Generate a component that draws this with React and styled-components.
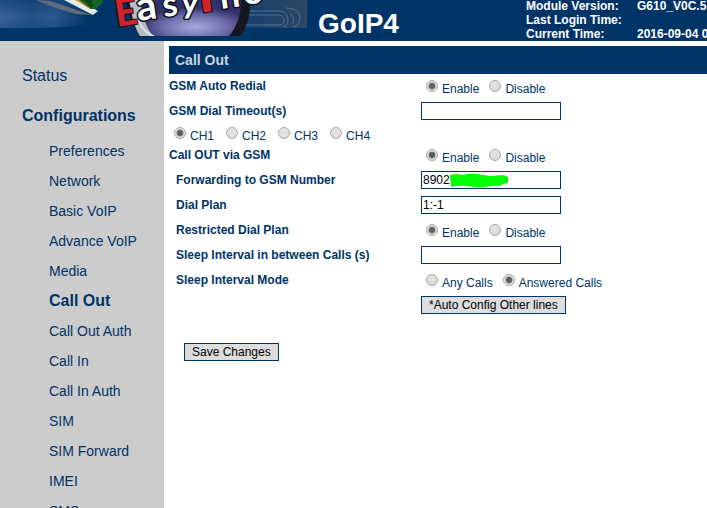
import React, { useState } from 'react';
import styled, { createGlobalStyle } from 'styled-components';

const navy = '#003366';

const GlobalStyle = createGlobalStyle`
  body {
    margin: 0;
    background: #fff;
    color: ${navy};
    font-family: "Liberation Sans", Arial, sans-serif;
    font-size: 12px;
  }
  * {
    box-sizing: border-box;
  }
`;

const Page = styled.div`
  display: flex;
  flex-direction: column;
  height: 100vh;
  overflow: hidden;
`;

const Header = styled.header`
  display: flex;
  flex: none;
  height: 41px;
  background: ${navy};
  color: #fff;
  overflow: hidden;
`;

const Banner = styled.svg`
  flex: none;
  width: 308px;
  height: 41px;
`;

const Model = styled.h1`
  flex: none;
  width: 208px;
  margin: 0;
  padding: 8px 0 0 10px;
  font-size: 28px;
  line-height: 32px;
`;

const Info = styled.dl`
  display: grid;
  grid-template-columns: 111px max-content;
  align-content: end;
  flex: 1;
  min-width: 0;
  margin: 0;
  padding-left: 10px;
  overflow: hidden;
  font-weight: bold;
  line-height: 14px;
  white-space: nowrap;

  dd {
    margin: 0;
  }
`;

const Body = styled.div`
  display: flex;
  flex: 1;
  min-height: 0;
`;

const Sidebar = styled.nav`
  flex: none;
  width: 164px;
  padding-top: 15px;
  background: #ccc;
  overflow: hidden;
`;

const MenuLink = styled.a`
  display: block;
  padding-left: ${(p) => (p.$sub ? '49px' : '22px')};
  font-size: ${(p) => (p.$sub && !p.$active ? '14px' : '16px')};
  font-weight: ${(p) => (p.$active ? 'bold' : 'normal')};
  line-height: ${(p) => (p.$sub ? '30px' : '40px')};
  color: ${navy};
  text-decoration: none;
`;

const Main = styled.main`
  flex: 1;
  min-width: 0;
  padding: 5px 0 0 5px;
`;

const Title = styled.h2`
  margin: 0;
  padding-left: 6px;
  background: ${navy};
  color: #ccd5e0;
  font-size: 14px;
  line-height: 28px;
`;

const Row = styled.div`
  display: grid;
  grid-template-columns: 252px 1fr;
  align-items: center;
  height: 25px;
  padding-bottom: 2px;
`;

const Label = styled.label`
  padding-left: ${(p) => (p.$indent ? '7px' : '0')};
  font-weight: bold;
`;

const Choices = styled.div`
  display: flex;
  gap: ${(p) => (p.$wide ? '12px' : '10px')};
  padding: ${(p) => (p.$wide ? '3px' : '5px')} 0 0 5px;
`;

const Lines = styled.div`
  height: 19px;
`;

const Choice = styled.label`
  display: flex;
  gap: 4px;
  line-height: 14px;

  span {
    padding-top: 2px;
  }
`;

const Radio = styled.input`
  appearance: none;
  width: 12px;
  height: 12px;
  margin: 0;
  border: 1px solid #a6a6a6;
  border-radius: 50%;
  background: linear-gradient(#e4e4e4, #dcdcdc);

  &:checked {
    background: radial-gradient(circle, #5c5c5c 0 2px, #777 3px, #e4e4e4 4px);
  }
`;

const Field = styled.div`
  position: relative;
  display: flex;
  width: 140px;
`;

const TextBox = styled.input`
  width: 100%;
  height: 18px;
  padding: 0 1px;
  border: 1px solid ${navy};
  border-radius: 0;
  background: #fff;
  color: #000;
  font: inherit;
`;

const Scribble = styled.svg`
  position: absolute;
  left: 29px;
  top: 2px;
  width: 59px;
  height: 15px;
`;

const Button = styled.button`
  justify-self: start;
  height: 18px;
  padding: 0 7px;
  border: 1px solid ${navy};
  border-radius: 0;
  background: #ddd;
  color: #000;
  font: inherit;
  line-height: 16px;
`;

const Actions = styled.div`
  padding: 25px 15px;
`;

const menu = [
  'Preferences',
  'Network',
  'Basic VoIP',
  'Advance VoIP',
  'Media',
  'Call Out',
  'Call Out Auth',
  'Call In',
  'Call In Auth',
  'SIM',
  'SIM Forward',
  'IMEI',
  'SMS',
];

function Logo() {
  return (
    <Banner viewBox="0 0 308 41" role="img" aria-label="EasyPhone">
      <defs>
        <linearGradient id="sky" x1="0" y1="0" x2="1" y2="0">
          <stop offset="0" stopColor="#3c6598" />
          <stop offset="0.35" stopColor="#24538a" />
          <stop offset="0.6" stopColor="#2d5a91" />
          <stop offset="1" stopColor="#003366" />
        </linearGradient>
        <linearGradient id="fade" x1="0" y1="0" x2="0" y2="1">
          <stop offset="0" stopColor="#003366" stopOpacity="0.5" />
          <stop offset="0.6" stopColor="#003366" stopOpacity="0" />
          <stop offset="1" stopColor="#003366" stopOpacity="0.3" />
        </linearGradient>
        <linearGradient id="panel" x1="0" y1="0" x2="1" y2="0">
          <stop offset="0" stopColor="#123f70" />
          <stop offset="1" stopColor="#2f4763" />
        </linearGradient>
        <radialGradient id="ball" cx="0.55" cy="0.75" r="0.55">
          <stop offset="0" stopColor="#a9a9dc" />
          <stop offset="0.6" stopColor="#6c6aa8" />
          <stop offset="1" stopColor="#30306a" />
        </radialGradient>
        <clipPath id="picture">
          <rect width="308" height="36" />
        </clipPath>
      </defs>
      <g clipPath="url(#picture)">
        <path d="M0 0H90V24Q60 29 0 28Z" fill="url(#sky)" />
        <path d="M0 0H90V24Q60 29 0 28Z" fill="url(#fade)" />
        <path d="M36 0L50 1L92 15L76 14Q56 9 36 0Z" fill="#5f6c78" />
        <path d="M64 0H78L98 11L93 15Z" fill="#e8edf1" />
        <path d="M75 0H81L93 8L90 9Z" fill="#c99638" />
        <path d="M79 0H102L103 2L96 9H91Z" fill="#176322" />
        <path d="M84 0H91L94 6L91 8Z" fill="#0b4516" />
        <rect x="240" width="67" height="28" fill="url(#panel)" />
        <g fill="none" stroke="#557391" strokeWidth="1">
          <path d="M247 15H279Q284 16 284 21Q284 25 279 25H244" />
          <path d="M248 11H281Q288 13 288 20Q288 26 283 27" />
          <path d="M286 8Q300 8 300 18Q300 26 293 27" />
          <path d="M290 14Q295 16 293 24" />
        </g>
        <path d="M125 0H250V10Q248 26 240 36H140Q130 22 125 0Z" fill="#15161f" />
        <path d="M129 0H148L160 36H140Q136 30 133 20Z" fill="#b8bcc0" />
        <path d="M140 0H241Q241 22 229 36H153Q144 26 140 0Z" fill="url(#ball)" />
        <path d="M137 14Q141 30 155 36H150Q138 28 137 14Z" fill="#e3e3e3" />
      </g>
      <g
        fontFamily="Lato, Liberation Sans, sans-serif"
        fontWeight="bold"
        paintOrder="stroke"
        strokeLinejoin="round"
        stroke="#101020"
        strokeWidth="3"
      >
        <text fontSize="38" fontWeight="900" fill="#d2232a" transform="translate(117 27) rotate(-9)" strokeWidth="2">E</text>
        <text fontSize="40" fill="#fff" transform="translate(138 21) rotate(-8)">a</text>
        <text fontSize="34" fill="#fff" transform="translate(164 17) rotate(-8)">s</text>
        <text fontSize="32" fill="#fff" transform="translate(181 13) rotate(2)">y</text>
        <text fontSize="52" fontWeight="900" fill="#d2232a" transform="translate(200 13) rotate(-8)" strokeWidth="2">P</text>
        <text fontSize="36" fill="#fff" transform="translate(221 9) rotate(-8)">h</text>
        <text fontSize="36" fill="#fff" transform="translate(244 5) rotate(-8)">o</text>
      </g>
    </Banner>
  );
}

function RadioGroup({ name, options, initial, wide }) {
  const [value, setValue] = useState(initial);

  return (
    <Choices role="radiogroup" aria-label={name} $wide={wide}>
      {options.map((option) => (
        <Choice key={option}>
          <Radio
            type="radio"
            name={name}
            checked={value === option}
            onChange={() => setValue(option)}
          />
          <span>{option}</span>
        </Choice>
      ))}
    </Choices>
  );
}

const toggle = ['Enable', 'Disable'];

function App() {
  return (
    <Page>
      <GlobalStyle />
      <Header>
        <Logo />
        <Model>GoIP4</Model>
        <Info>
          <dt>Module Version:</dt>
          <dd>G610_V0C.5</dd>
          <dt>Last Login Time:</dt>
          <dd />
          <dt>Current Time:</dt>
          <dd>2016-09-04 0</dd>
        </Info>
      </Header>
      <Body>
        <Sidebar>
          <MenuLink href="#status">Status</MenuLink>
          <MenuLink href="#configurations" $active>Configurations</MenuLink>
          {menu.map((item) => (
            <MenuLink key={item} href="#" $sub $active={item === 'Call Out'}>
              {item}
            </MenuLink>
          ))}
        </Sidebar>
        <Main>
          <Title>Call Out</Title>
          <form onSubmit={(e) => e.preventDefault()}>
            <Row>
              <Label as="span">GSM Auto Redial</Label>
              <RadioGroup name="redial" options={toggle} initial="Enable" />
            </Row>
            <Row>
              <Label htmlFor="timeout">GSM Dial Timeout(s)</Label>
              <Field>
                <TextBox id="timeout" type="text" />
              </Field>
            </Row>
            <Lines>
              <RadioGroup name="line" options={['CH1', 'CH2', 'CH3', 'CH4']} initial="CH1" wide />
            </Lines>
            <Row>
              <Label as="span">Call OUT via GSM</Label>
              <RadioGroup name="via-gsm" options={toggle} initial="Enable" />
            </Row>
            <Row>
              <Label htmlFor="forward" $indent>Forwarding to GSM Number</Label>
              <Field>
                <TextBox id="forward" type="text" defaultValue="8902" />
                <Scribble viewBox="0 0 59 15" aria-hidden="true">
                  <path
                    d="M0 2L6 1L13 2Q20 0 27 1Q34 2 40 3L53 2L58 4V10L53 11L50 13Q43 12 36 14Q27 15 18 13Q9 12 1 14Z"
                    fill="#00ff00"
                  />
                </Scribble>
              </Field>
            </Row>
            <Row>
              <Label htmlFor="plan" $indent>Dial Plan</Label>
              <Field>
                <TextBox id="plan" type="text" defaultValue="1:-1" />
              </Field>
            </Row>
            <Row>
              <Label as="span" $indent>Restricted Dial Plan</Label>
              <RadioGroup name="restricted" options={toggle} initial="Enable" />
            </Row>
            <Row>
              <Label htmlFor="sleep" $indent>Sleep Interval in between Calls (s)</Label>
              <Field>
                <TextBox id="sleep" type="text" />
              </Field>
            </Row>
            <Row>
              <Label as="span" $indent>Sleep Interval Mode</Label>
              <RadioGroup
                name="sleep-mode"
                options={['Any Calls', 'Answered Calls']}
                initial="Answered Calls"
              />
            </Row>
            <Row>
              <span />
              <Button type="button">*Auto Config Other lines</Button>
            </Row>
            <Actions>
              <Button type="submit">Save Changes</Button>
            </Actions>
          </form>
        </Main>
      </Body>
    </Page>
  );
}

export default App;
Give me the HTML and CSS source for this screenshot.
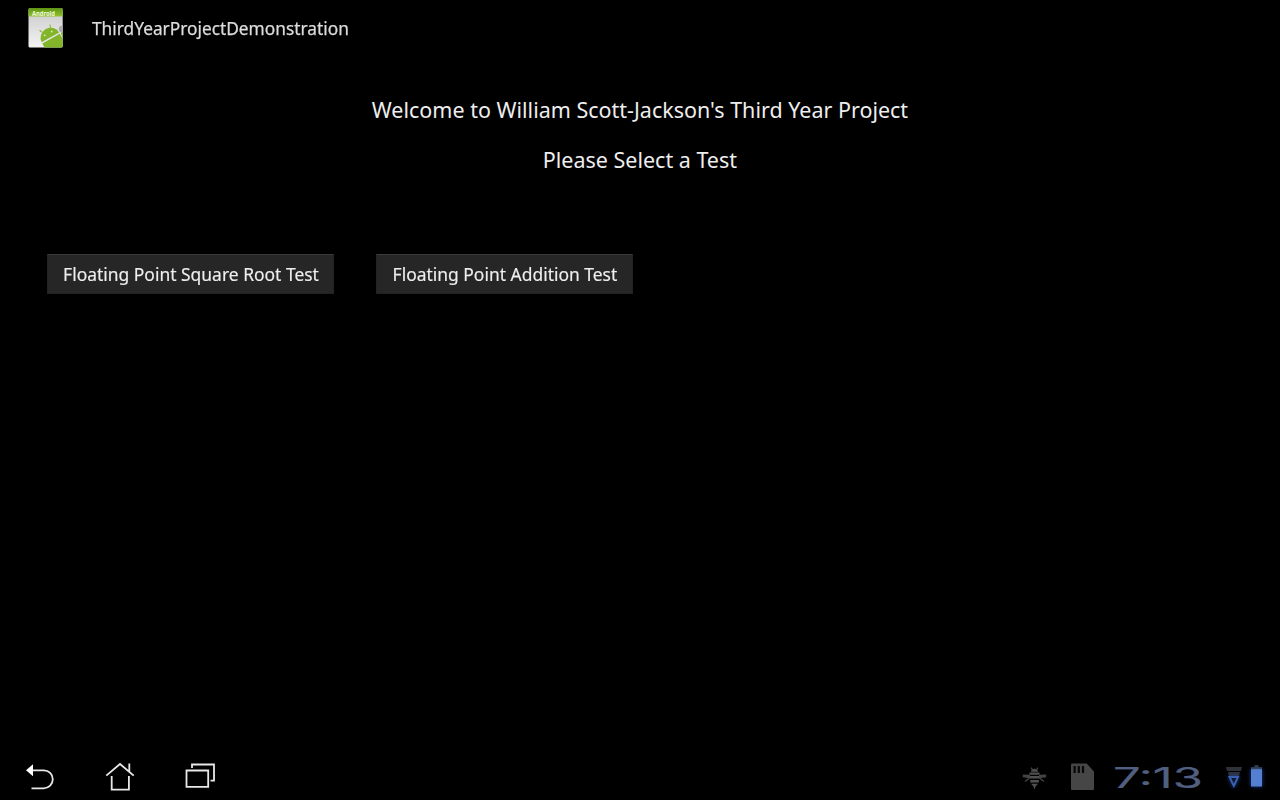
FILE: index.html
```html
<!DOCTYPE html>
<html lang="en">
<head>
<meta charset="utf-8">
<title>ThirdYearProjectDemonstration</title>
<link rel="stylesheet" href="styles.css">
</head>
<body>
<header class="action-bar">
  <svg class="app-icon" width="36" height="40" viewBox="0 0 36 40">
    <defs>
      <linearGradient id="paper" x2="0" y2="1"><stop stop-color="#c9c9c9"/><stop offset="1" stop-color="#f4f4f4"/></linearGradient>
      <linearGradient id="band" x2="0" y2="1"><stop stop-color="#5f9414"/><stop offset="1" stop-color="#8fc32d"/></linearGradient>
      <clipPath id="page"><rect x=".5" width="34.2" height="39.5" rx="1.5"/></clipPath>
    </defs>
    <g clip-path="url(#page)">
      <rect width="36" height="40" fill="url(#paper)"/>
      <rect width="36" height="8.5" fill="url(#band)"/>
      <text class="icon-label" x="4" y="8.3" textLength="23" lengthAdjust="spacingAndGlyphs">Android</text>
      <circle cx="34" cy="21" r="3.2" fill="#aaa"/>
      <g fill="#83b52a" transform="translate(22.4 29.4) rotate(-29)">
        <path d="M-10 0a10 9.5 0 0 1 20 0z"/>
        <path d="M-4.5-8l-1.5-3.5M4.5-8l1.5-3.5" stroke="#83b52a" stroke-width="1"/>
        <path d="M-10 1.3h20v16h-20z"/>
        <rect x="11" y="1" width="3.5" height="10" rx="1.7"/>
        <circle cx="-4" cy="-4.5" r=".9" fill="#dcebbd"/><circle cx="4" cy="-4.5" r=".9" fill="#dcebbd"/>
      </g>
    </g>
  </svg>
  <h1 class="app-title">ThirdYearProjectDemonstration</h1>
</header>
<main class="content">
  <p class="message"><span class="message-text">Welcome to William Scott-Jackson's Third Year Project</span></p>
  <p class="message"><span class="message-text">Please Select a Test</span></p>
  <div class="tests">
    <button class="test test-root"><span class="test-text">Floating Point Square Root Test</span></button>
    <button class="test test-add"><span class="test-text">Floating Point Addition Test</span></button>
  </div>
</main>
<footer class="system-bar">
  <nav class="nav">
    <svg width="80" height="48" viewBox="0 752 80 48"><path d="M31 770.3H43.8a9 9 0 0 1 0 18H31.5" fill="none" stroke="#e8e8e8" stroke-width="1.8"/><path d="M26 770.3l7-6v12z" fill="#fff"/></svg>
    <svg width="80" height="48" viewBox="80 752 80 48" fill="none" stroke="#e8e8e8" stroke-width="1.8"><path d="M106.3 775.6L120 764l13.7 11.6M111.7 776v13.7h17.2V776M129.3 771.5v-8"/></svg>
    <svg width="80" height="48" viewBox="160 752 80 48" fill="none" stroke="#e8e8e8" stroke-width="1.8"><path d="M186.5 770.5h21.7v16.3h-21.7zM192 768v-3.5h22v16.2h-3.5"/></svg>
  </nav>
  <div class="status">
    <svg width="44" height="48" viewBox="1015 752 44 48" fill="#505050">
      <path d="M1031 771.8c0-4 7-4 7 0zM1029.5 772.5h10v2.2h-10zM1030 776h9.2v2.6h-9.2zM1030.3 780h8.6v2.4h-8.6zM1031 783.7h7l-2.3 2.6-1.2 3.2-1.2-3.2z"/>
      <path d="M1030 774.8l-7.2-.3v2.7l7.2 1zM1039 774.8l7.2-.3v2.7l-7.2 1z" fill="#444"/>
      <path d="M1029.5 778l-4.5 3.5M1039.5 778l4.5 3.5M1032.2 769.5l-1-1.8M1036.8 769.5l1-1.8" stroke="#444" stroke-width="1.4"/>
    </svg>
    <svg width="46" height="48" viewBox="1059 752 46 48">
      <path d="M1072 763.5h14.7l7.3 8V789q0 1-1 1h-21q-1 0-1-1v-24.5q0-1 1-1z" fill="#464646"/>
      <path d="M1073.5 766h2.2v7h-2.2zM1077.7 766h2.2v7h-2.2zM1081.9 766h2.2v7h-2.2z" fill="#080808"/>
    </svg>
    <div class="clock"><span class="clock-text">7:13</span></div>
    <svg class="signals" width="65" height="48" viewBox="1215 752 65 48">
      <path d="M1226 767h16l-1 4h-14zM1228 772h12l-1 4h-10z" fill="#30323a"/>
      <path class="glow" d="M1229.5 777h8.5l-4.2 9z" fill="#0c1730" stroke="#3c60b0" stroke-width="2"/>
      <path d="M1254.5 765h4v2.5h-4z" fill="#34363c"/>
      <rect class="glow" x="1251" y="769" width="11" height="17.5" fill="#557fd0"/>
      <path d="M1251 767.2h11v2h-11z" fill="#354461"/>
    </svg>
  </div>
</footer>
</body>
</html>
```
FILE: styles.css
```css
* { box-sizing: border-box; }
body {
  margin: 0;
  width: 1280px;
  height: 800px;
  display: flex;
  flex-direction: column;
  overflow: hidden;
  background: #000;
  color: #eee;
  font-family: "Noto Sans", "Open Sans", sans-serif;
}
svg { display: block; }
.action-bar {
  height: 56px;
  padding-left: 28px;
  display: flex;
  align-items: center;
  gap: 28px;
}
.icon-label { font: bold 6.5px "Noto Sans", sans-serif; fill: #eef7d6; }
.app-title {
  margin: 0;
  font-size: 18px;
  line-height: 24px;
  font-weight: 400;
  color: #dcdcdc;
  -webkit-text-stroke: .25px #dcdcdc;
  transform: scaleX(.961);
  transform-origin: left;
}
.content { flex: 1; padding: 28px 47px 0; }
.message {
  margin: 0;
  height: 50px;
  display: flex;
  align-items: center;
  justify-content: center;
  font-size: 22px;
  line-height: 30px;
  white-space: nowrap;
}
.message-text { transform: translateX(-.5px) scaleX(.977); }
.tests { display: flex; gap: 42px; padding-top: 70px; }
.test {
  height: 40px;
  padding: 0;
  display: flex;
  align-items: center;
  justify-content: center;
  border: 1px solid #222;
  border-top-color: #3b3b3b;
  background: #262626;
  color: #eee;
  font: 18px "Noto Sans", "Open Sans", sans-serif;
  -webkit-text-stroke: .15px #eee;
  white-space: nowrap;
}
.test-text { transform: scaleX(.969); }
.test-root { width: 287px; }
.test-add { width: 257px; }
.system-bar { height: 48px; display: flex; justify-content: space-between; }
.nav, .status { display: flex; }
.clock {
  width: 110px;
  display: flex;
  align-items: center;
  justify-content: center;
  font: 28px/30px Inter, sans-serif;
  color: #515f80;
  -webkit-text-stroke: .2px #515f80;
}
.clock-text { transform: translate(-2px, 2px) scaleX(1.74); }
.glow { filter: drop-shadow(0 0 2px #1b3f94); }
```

# WHAT TO WORK ON
Determine how many lines in the records contain "React", and reply with the number only.

# TASK RESULT
2